## DIRECTIONS
Write out the entire listing below exactly, with the pictures left out.

## DATA SEGMENT

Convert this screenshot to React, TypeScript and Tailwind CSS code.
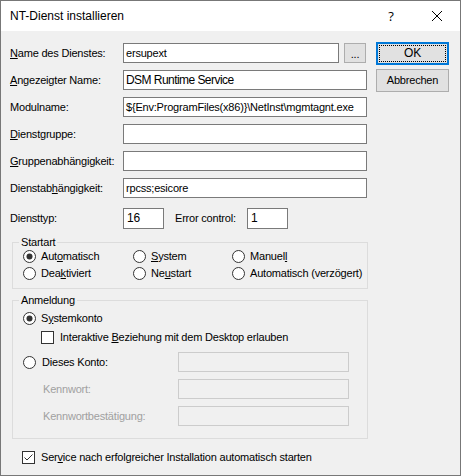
import type { ReactNode } from "react";

function Radio({ checked }: { checked?: boolean }) {
  return (
    <svg width="13" height="13" viewBox="0 0 13 13" className="shrink-0">
      <circle cx="6.5" cy="6.5" r="6" fill="#fff" stroke="#333" strokeWidth="1" />
      {checked && <circle cx="6.5" cy="6.5" r="3" fill="#333" />}
    </svg>
  );
}

function Check({ checked }: { checked?: boolean }) {
  return (
    <svg width="13" height="13" viewBox="0 0 13 13" className="shrink-0">
      <rect x="0.5" y="0.5" width="12" height="12" fill="#fff" stroke="#333" strokeWidth="1" />
      {checked && <path d="M2.5 6.5L5 9L10.5 3.5" fill="none" stroke="#333" strokeWidth="1" />}
    </svg>
  );
}

function Field({ children, w, big }: { children?: ReactNode; w: string; big?: boolean }) {
  return (
    <div
      className={`flex h-[20px] shrink-0 items-center overflow-hidden whitespace-nowrap border border-[#7a7a7a] bg-white pl-[2px] ${w} ${
        big ? "text-[12px] tracking-[-0.55px]" : ""
      }`}
    >
      {children}
    </div>
  );
}

function Row({ label, children, first }: { label: ReactNode; children: ReactNode; first?: boolean }) {
  return (
    <div className={`flex h-[20px] items-center ${first ? "" : "mt-[7px]"}`}>
      <div className="w-[113px] shrink-0">{label}</div>
      {children}
    </div>
  );
}

function Opt({ checked, children }: { checked?: boolean; children: ReactNode }) {
  return (
    <div className="flex h-[17px] items-center gap-[5px] whitespace-nowrap">
      <Radio checked={checked} />
      <span>{children}</span>
    </div>
  );
}

export default function App() {
  return (
    <div className="flex h-[476px] w-[461px] flex-col border border-[#777] bg-[#f0f0f0] font-['Liberation_Sans',Arial,sans-serif] text-[11px] leading-[13px] tracking-[-0.2px] text-black">
      {/* title bar */}
      <div className="flex h-[30px] shrink-0 items-center bg-white">
        <span className="flex-1 pl-[9px] text-[12px] tracking-[0px]">NT-Dienst installieren</span>
        <div className="flex h-full w-[46px] items-center justify-center font-['Open_Sans',sans-serif] text-[13px]">?</div>
        <div className="flex h-full w-[46px] items-center justify-center">
          <svg width="10" height="10" viewBox="0 0 10 10">
            <path d="M0 0L10 10M10 0L0 10" stroke="#000" strokeWidth="1" />
          </svg>
        </div>
      </div>

      <div className="flex flex-1 pl-[9px] pt-[12px]">
        {/* left form */}
        <div className="flex w-[357px] shrink-0 flex-col">
          <Row
            first
            label={
              <>
                <u>N</u>ame des Dienstes:
              </>
            }
          >
            <Field w="w-[216px]">ersupext</Field>
            <div className="ml-[5px] flex h-[20px] w-[22px] items-center justify-center border border-[#adadad] bg-[#e1e1e1] pt-[3px]">
              ...
            </div>
          </Row>
          <Row
            label={
              <>
                <u>A</u>ngezeigter Name:
              </>
            }
          >
            <Field w="w-[244px]" big>
              DSM Runtime Service
            </Field>
          </Row>
          <Row label="Modulname:">
            <Field w="w-[244px]">{"${Env:ProgramFiles(x86)}\\NetInst\\mgmtagnt.exe"}</Field>
          </Row>
          <Row
            label={
              <>
                <u>D</u>ienstgruppe:
              </>
            }
          >
            <Field w="w-[244px]" />
          </Row>
          <Row
            label={
              <>
                <u>G</u>ruppenabhängigkeit:
              </>
            }
          >
            <Field w="w-[244px]" />
          </Row>
          <Row
            label={
              <>
                Dienstab<u>h</u>ängigkeit:
              </>
            }
          >
            <Field w="w-[244px]">rpcss;esicore</Field>
          </Row>

          <div className="mt-[10px] flex h-[21px] items-center">
            <div className="w-[113px] shrink-0">Diensttyp:</div>
            <div className="flex h-[21px] w-[41px] items-center border border-[#7a7a7a] bg-white pl-[3px] text-[12px]">16</div>
            <div className="ml-[11px] w-[72px]">Error control:</div>
            <div className="flex h-[21px] w-[41px] items-center border border-[#7a7a7a] bg-white pl-[3px] text-[12px]">1</div>
          </div>

          {/* Startart */}
          <fieldset className="ml-[2px] mt-[7px] w-[356px] border border-[#dcdcdc]">
            <legend className="ml-[6px] px-[2px] leading-[12px]">Startart</legend>
            <div className="grid grid-cols-[110px_99px_1fr] pb-[6px] pl-[10px]">
              <Opt checked>
                Aut<u>o</u>matisch
              </Opt>
              <Opt>
                <u>S</u>ystem
              </Opt>
              <Opt>
                Manuel<u>l</u>
              </Opt>
              <Opt>
                Dea<u>k</u>tiviert
              </Opt>
              <Opt>
                Ne<u>u</u>start
              </Opt>
              <Opt>Automatisch (verzögert)</Opt>
            </div>
          </fieldset>

          {/* Anmeldung */}
          <fieldset className="ml-[2px] mt-[5px] w-[356px] border border-[#dcdcdc]">
            <legend className="ml-[6px] px-[2px] leading-[12px]">Anmeldung</legend>
            <div className="flex flex-col pb-[12px] pl-[10px] pt-[4px]">
              <Opt checked>
                S<u>y</u>stemkonto
              </Opt>
              <div className="mt-[2px] flex h-[17px] items-center gap-[6px] pl-[18px]">
                <Check />
                <span>
                  Interaktive <u>B</u>eziehung mit dem Desktop erlauben
                </span>
              </div>
              <div className="mt-[6px] flex h-[20px] items-center">
                <div className="flex w-[155px] items-center gap-[6px]">
                  <Radio />
                  <span>Dieses Konto:</span>
                </div>
                <div className="h-[20px] w-[171px] border border-[#cccccc] bg-[#f0f0f0]" />
              </div>
              <div className="mt-[7px] flex h-[20px] items-center">
                <div className="w-[155px] pl-[20px] text-[#a0a0a0]">Kennwort:</div>
                <div className="h-[20px] w-[171px] border border-[#cccccc] bg-[#f0f0f0]" />
              </div>
              <div className="mt-[7px] flex h-[20px] items-center">
                <div className="w-[155px] pl-[20px] text-[#a0a0a0]">Kennwortbestätigung:</div>
                <div className="h-[20px] w-[171px] border border-[#cccccc] bg-[#f0f0f0]" />
              </div>
            </div>
          </fieldset>

          <div className="ml-[12px] mt-[10px] flex h-[17px] items-center gap-[6px] whitespace-nowrap">
            <Check checked />
            <span>
              Ser<u>v</u>ice nach erfolgreicher Installation automatisch starten
            </span>
          </div>
        </div>

        {/* buttons */}
        <div className="-mt-[1px] ml-[9px] flex w-[73px] shrink-0 flex-col gap-[4px]">
          <div className="h-[23px] border-2 border-[#0078d7] bg-[#e1e1e1] p-[1px]">
            <div className="flex h-full items-center justify-center border border-dotted border-black text-[12px]">OK</div>
          </div>
          <div className="flex h-[23px] items-center justify-center border border-[#adadad] bg-[#e1e1e1] text-[11px]">Abbrechen</div>
        </div>
      </div>
    </div>
  );
}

## ANSWER TO THE PROBLEM
Convert this screenshot to React, TypeScript and Tailwind CSS code.
import type { ReactNode } from "react";

function Radio({ checked }: { checked?: boolean }) {
  return (
    <svg width="13" height="13" viewBox="0 0 13 13" className="shrink-0">
      <circle cx="6.5" cy="6.5" r="6" fill="#fff" stroke="#333" strokeWidth="1" />
      {checked && <circle cx="6.5" cy="6.5" r="3" fill="#333" />}
    </svg>
  );
}

function Check({ checked }: { checked?: boolean }) {
  return (
    <svg width="13" height="13" viewBox="0 0 13 13" className="shrink-0">
      <rect x="0.5" y="0.5" width="12" height="12" fill="#fff" stroke="#333" strokeWidth="1" />
      {checked && <path d="M2.5 6.5L5 9L10.5 3.5" fill="none" stroke="#333" strokeWidth="1" />}
    </svg>
  );
}

function Field({ children, w, big }: { children?: ReactNode; w: string; big?: boolean }) {
  return (
    <div
      className={`flex h-[20px] shrink-0 items-center overflow-hidden whitespace-nowrap border border-[#7a7a7a] bg-white pl-[2px] ${w} ${
        big ? "text-[12px] tracking-[-0.55px]" : ""
      }`}
    >
      {children}
    </div>
  );
}

function Row({ label, children, first }: { label: ReactNode; children: ReactNode; first?: boolean }) {
  return (
    <div className={`flex h-[20px] items-center ${first ? "" : "mt-[7px]"}`}>
      <div className="w-[113px] shrink-0">{label}</div>
      {children}
    </div>
  );
}

function Opt({ checked, children }: { checked?: boolean; children: ReactNode }) {
  return (
    <div className="flex h-[17px] items-center gap-[5px] whitespace-nowrap">
      <Radio checked={checked} />
      <span>{children}</span>
    </div>
  );
}

export default function App() {
  return (
    <div className="flex h-[476px] w-[461px] flex-col border border-[#777] bg-[#f0f0f0] font-['Liberation_Sans',Arial,sans-serif] text-[11px] leading-[13px] tracking-[-0.2px] text-black">
      {/* title bar */}
      <div className="flex h-[30px] shrink-0 items-center bg-white">
        <span className="flex-1 pl-[9px] text-[12px] tracking-[0px]">NT-Dienst installieren</span>
        <div className="flex h-full w-[46px] items-center justify-center font-['Open_Sans',sans-serif] text-[13px]">?</div>
        <div className="flex h-full w-[46px] items-center justify-center">
          <svg width="10" height="10" viewBox="0 0 10 10">
            <path d="M0 0L10 10M10 0L0 10" stroke="#000" strokeWidth="1" />
          </svg>
        </div>
      </div>

      <div className="flex flex-1 pl-[9px] pt-[12px]">
        {/* left form */}
        <div className="flex w-[357px] shrink-0 flex-col">
          <Row
            first
            label={
              <>
                <u>N</u>ame des Dienstes:
              </>
            }
          >
            <Field w="w-[216px]">ersupext</Field>
            <div className="ml-[5px] flex h-[20px] w-[22px] items-center justify-center border border-[#adadad] bg-[#e1e1e1] pt-[3px]">
              ...
            </div>
          </Row>
          <Row
            label={
              <>
                <u>A</u>ngezeigter Name:
              </>
            }
          >
            <Field w="w-[244px]" big>
              DSM Runtime Service
            </Field>
          </Row>
          <Row label="Modulname:">
            <Field w="w-[244px]">{"${Env:ProgramFiles(x86)}\\NetInst\\mgmtagnt.exe"}</Field>
          </Row>
          <Row
            label={
              <>
                <u>D</u>ienstgruppe:
              </>
            }
          >
            <Field w="w-[244px]" />
          </Row>
          <Row
            label={
              <>
                <u>G</u>ruppenabhängigkeit:
              </>
            }
          >
            <Field w="w-[244px]" />
          </Row>
          <Row
            label={
              <>
                Dienstab<u>h</u>ängigkeit:
              </>
            }
          >
            <Field w="w-[244px]">rpcss;esicore</Field>
          </Row>

          <div className="mt-[10px] flex h-[21px] items-center">
            <div className="w-[113px] shrink-0">Diensttyp:</div>
            <div className="flex h-[21px] w-[41px] items-center border border-[#7a7a7a] bg-white pl-[3px] text-[12px]">16</div>
            <div className="ml-[11px] w-[72px]">Error control:</div>
            <div className="flex h-[21px] w-[41px] items-center border border-[#7a7a7a] bg-white pl-[3px] text-[12px]">1</div>
          </div>

          {/* Startart */}
          <fieldset className="ml-[2px] mt-[7px] w-[356px] border border-[#dcdcdc]">
            <legend className="ml-[6px] px-[2px] leading-[12px]">Startart</legend>
            <div className="grid grid-cols-[110px_99px_1fr] pb-[6px] pl-[10px]">
              <Opt checked>
                Aut<u>o</u>matisch
              </Opt>
              <Opt>
                <u>S</u>ystem
              </Opt>
              <Opt>
                Manuel<u>l</u>
              </Opt>
              <Opt>
                Dea<u>k</u>tiviert
              </Opt>
              <Opt>
                Ne<u>u</u>start
              </Opt>
              <Opt>Automatisch (verzögert)</Opt>
            </div>
          </fieldset>

          {/* Anmeldung */}
          <fieldset className="ml-[2px] mt-[5px] w-[356px] border border-[#dcdcdc]">
            <legend className="ml-[6px] px-[2px] leading-[12px]">Anmeldung</legend>
            <div className="flex flex-col pb-[12px] pl-[10px] pt-[4px]">
              <Opt checked>
                S<u>y</u>stemkonto
              </Opt>
              <div className="mt-[2px] flex h-[17px] items-center gap-[6px] pl-[18px]">
                <Check />
                <span>
                  Interaktive <u>B</u>eziehung mit dem Desktop erlauben
                </span>
              </div>
              <div className="mt-[6px] flex h-[20px] items-center">
                <div className="flex w-[155px] items-center gap-[6px]">
                  <Radio />
                  <span>Dieses Konto:</span>
                </div>
                <div className="h-[20px] w-[171px] border border-[#cccccc] bg-[#f0f0f0]" />
              </div>
              <div className="mt-[7px] flex h-[20px] items-center">
                <div className="w-[155px] pl-[20px] text-[#a0a0a0]">Kennwort:</div>
                <div className="h-[20px] w-[171px] border border-[#cccccc] bg-[#f0f0f0]" />
              </div>
              <div className="mt-[7px] flex h-[20px] items-center">
                <div className="w-[155px] pl-[20px] text-[#a0a0a0]">Kennwortbestätigung:</div>
                <div className="h-[20px] w-[171px] border border-[#cccccc] bg-[#f0f0f0]" />
              </div>
            </div>
          </fieldset>

          <div className="ml-[12px] mt-[10px] flex h-[17px] items-center gap-[6px] whitespace-nowrap">
            <Check checked />
            <span>
              Ser<u>v</u>ice nach erfolgreicher Installation automatisch starten
            </span>
          </div>
        </div>

        {/* buttons */}
        <div className="-mt-[1px] ml-[9px] flex w-[73px] shrink-0 flex-col gap-[4px]">
          <div className="h-[23px] border-2 border-[#0078d7] bg-[#e1e1e1] p-[1px]">
            <div className="flex h-full items-center justify-center border border-dotted border-black text-[12px]">OK</div>
          </div>
          <div className="flex h-[23px] items-center justify-center border border-[#adadad] bg-[#e1e1e1] text-[11px]">Abbrechen</div>
        </div>
      </div>
    </div>
  );
}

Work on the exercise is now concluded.